Q. Sometimes when I pay a bill, it shows as an electronic transaction and I never get my check back in my statement. Why is that?
A. That is called an account receivable conversion or ARC. The new regulations will affect those also, requiring a notice to be printed on the billing statement indicating that if a check is sent as payment it will be converted to an electronic transaction.
Q. What happens if they enter the wrong amount when sending in the transaction?
A. All personal electronic transactions are governed by Regulation E. Transactions such as ATM deposits and withdrawals, automatic withdrawals and transfers, and POP and ARC transactions all fall under Regulation E. When there is a problem with one of those types of transactions, the point of contact is your bank, not the company who made the mistake. Your bank will return the transaction to the originating company who will then research it and fix the problem. There are specific deadlines for reporting electronic transaction errors, so it is very important that any mistake is reported immediately.

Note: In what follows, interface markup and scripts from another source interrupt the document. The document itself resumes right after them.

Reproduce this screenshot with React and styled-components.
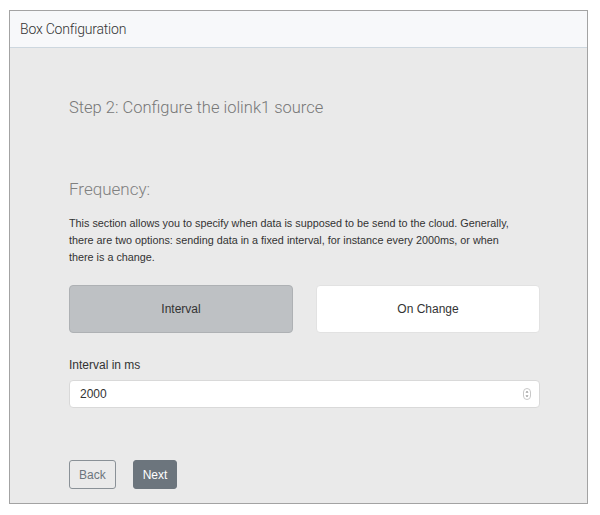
import React, { useState } from 'react'
import styled, { createGlobalStyle } from 'styled-components'

const GlobalStyle = createGlobalStyle`
  html, body {
    margin: 0;
    padding: 0;
    background: #ffffff;
  }
  body {
    font-family: "Liberation Sans", Arial, sans-serif;
    color: #333;
  }
`

const App = () => {
  const [mode, setMode] = useState('interval')
  const [interval, setInterval] = useState('2000')

  return (
    <Page>
      <GlobalStyle />
      <Card>
        <CardHeader>Box Configuration</CardHeader>
        <CardBody>
          <StepTitle>Step 2: Configure the iolink1 source</StepTitle>
          <SectionTitle>Frequency:</SectionTitle>
          <Description>
            This section allows you to specify when data is supposed to be send
            to the cloud. Generally, there are two options: sending data in a
            fixed interval, for instance every 2000ms, or when there is a
            change.
          </Description>
          <ChoiceRow>
            <Choice
              $active={mode === 'interval'}
              onClick={() => setMode('interval')}
            >
              Interval
            </Choice>
            <Choice
              $active={mode === 'change'}
              onClick={() => setMode('change')}
            >
              On Change
            </Choice>
          </ChoiceRow>
          <FieldLabel htmlFor="interval">Interval in ms</FieldLabel>
          <NumberField>
            <NumberInput
              id="interval"
              type="text"
              value={interval}
              onChange={(e) => setInterval(e.target.value)}
            />
            <Spinner viewBox="0 0 8 12" aria-hidden="true">
              <rect x="0.5" y="0.5" width="7" height="11" rx="3.5" fill="none" stroke="#c8c8c8" />
              <path d="M2.5 4.6 L4 3 L5.5 4.6 Z" fill="#777" />
              <path d="M2.5 7.4 L4 9 L5.5 7.4 Z" fill="#777" />
            </Spinner>
          </NumberField>
          <Actions>
            <BackButton>Back</BackButton>
            <NextButton>Next</NextButton>
          </Actions>
        </CardBody>
      </Card>
    </Page>
  )
}

export default App

const Page = styled.div`
  padding: 10px 12px 0 9px;
  width: 600px;
  box-sizing: border-box;
`

const Card = styled.div`
  border: 1px solid #a3a3a3;
  background: #eaeaea;
  height: 494px;
  box-sizing: border-box;
  display: flex;
  flex-direction: column;
`

const CardHeader = styled.div`
  background: #f7f8fa;
  border-bottom: 1px solid #cdd7df;
  height: 37px;
  box-sizing: border-box;
  display: flex;
  align-items: center;
  padding: 0 10px;
  font-family: "Roboto", "Liberation Sans", sans-serif;
  font-weight: 300;
  font-size: 14px;
  letter-spacing: -0.2px;
  color: #333;
`

const CardBody = styled.div`
  padding: 48px 47px 0 59px;
  display: flex;
  flex-direction: column;
`

const StepTitle = styled.h2`
  margin: 0;
  font-family: "Roboto", "Liberation Sans", sans-serif;
  font-weight: 300;
  font-size: 16.5px;
  line-height: 24px;
  color: #777;
`

const SectionTitle = styled.h3`
  margin: 57px 0 0;
  font-family: "Roboto", "Liberation Sans", sans-serif;
  font-weight: 300;
  font-size: 17px;
  line-height: 24px;
  color: #808080;
`

const Description = styled.p`
  margin: 14px 0 0;
  max-width: 450px;
  font-size: 10.8px;
  line-height: 17px;
  color: #333;
`

const ChoiceRow = styled.div`
  display: grid;
  grid-template-columns: 1fr 1fr;
  gap: 23px;
  margin-top: 19px;
`

const Choice = styled.button`
  height: 48px;
  border-radius: 4px;
  border: 1px solid ${(props) => (props.$active ? '#aeb1b4' : '#e2e2e2')};
  background: ${(props) => (props.$active ? '#bec1c4' : '#ffffff')};
  font-family: "Liberation Sans", Arial, sans-serif;
  font-size: 12px;
  color: #333;
  cursor: pointer;
`

const FieldLabel = styled.label`
  margin-top: 24px;
  font-size: 12px;
  line-height: 16px;
  color: #333;
`

const NumberField = styled.div`
  position: relative;
  margin-top: 7px;
`

const NumberInput = styled.input`
  width: 100%;
  box-sizing: border-box;
  height: 28px;
  border: 1px solid #d9d9d9;
  border-radius: 4px;
  background: #fff;
  padding: 0 10px;
  font-family: "Liberation Sans", Arial, sans-serif;
  font-size: 12px;
  color: #333;
  outline: none;
`

const Spinner = styled.svg`
  position: absolute;
  right: 9px;
  top: 8px;
  width: 8px;
  height: 12px;
`

const Actions = styled.div`
  display: flex;
  gap: 17px;
  margin-top: 52px;
`

const BaseButton = styled.button`
  height: 29px;
  padding: 0 9px;
  border-radius: 3px;
  font-family: "Liberation Sans", Arial, sans-serif;
  font-size: 12px;
  cursor: pointer;
`

const BackButton = styled(BaseButton)`
  background: transparent;
  border: 1px solid #8a9197;
  color: #6c757d;
`

const NextButton = styled(BaseButton)`
  background: #6c757d;
  border: 1px solid #6c757d;
  color: #fff;
`
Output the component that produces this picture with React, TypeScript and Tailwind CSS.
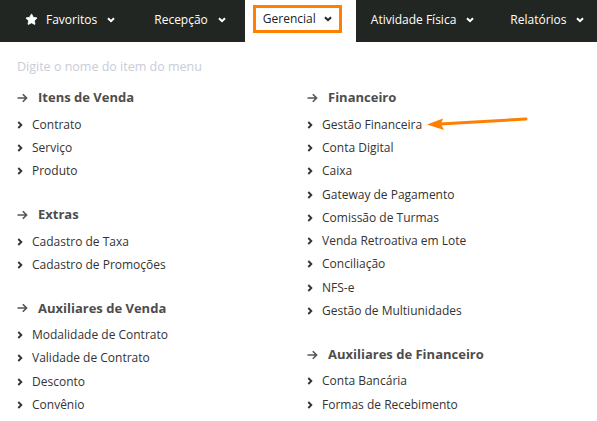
import { Star } from "lucide-react";

const leftSections = [
  { title: "Itens de Venda", items: ["Contrato", "Serviço", "Produto"] },
  { title: "Extras", items: ["Cadastro de Taxa", "Cadastro de Promoções"] },
  {
    title: "Auxiliares de Venda",
    items: ["Modalidade de Contrato", "Validade de Contrato", "Desconto", "Convênio"],
  },
];

const rightSections = [
  {
    title: "Financeiro",
    items: [
      "Gestão Financeira",
      "Conta Digital",
      "Caixa",
      "Gateway de Pagamento",
      "Comissão de Turmas",
      "Venda Retroativa em Lote",
      "Conciliação",
      "NFS-e",
      "Gestão de Multiunidades",
    ],
  },
  { title: "Auxiliares de Financeiro", items: ["Conta Bancária", "Formas de Recebimento"] },
];

function CaretDown({ className = "" }: { className?: string }) {
  return (
    <svg className={className} width="8" height="6" viewBox="0 0 8 6" aria-hidden="true">
      <path d="M1 1.2 4 4.2 7 1.2" fill="none" stroke="currentColor" strokeWidth="2" />
    </svg>
  );
}

function CaretRight() {
  return (
    <svg width="6" height="8" viewBox="0 0 6 8" aria-hidden="true" className="shrink-0">
      <path d="M1.3 1 4.3 4 1.3 7" fill="none" stroke="#333" strokeWidth="1.9" />
    </svg>
  );
}

function ArrowRight() {
  return (
    <svg width="11" height="10" viewBox="0 0 11 10" aria-hidden="true" className="shrink-0">
      <path d="M0.5 5H9.5M5.8 1.2 9.6 5 5.8 8.8" fill="none" stroke="#555" strokeWidth="1.6" />
    </svg>
  );
}

function Section({ title, items }: { title: string; items: string[] }) {
  return (
    <div className="mb-[20px]">
      <div className="flex h-[24px] items-center gap-[10px]">
        <ArrowRight />
        <span className="text-[13px] font-bold text-[#4d4d4d]">{title}</span>
      </div>
      <ul className="mt-[3px]">
        {items.map((item) => (
          <li key={item} className="flex h-[23.3px] items-center gap-[9px] text-[12px] text-[#333]">
            <CaretRight />
            <span>{item}</span>
          </li>
        ))}
      </ul>
    </div>
  );
}

export default function App() {
  return (
    <div
      className="relative h-[421px] w-[597px] overflow-hidden bg-white"
      style={{ fontFamily: '"Open Sans", "Noto Sans", sans-serif' }}
    >
      <nav className="flex h-[42px] items-center bg-[#222622] text-[12px] text-white">
        <div className="flex h-full items-center pb-[3px] pl-[25px] pr-[20px]">
          <Star className="h-[13px] w-[13px] fill-white" strokeWidth={1.5} />
          <span className="ml-[8px]">Favoritos</span>
          <CaretDown className="ml-[10px]" />
        </div>
        <div className="flex h-full items-center pb-[3px] px-[19px]">
          <span>Recepção</span>
          <CaretDown className="ml-[10px]" />
        </div>
        <div className="flex h-full items-center bg-white pl-[8px] pr-[14px]">
          <div className="mb-[4px] flex h-[28px] items-center border-[3px] border-[#ff7f00] pl-[7px] pr-[7px] text-[#222]">
            <span>Gerencial</span>
            <CaretDown className="ml-[8px]" />
          </div>
        </div>
        <div className="flex h-full items-center pb-[3px] pl-[15px] pr-[18px]">
          <span>Atividade Física</span>
          <CaretDown className="ml-[10px]" />
        </div>
        <div className="flex h-full items-center pb-[3px] pl-[18px]">
          <span>Relatórios</span>
          <CaretDown className="ml-[9px]" />
        </div>
      </nav>

      <main className="px-[17px]">
        <div className="flex h-[44px] items-center pt-[6px] text-[12.5px] text-[#c8cdd8]">
          Digite o nome do item do menu
        </div>
        <div className="grid grid-cols-[290px_1fr]">
          <div>
            {leftSections.map((s) => (
              <Section key={s.title} {...s} />
            ))}
          </div>
          <div>
            {rightSections.map((s) => (
              <Section key={s.title} {...s} />
            ))}
          </div>
        </div>
      </main>

      <svg className="absolute left-[420px] top-[112px]" width="112" height="22" viewBox="0 0 112 22" aria-hidden="true">
        <path d="M106 7 L20 12" stroke="#ff7f00" strokeWidth="3" strokeLinecap="round" fill="none" />
        <path d="M7 12.5 L23 6.5 L21 12 L24 18 Z" fill="#ff7f00" />
      </svg>
    </div>
  );
}
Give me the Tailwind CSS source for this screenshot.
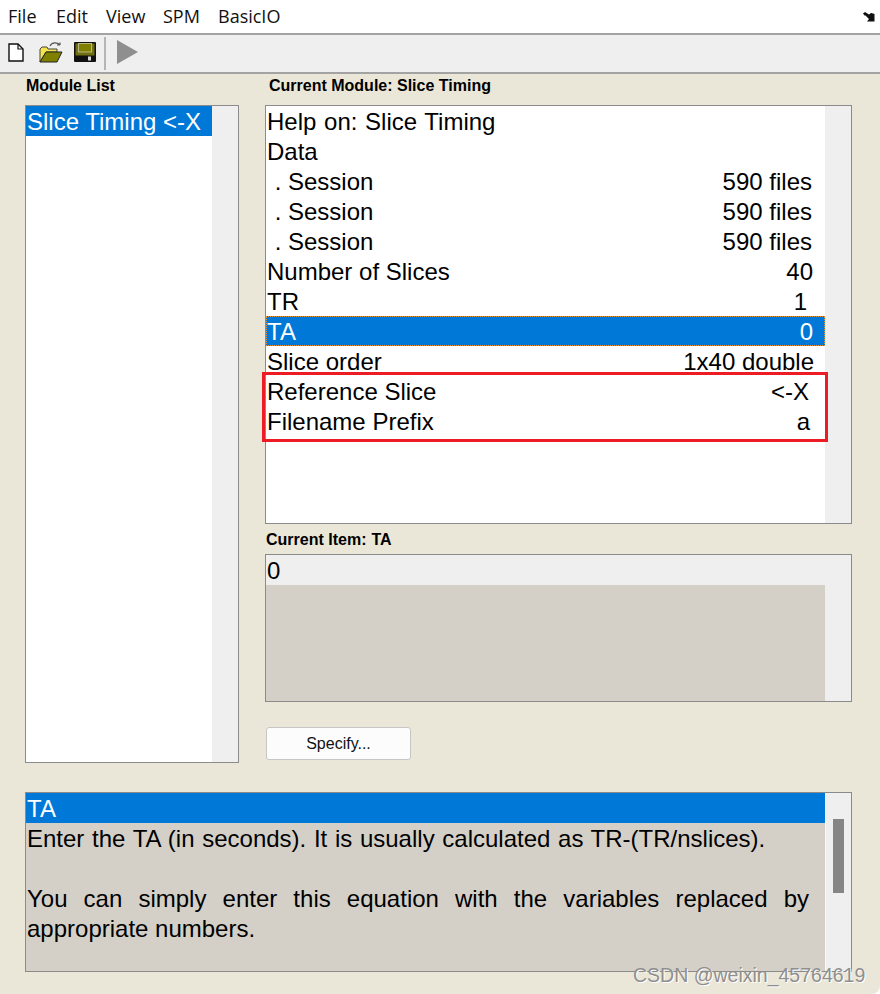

Q. Why should I use online banking when I get a statement in the mail every month?
A. Besides the reporting deadlines for electronic transaction errors, there are many things that can happen to your account before your next statement. With the amount of fraud and identity theft happening, it is important to keep on top of your account regularly. Also, it is now so easy to use debit cards everywhere, that it can be hard to keep track of all those transactions and write them down in your check register. Keeping a regular eye on those transactions to ensure you are not overdrawn is a very good idea. With the amount of overdraft and non-sufficient funds fees going up, a $1.59 snack using your debit card could end up costing $30-$40 if it overdraws you.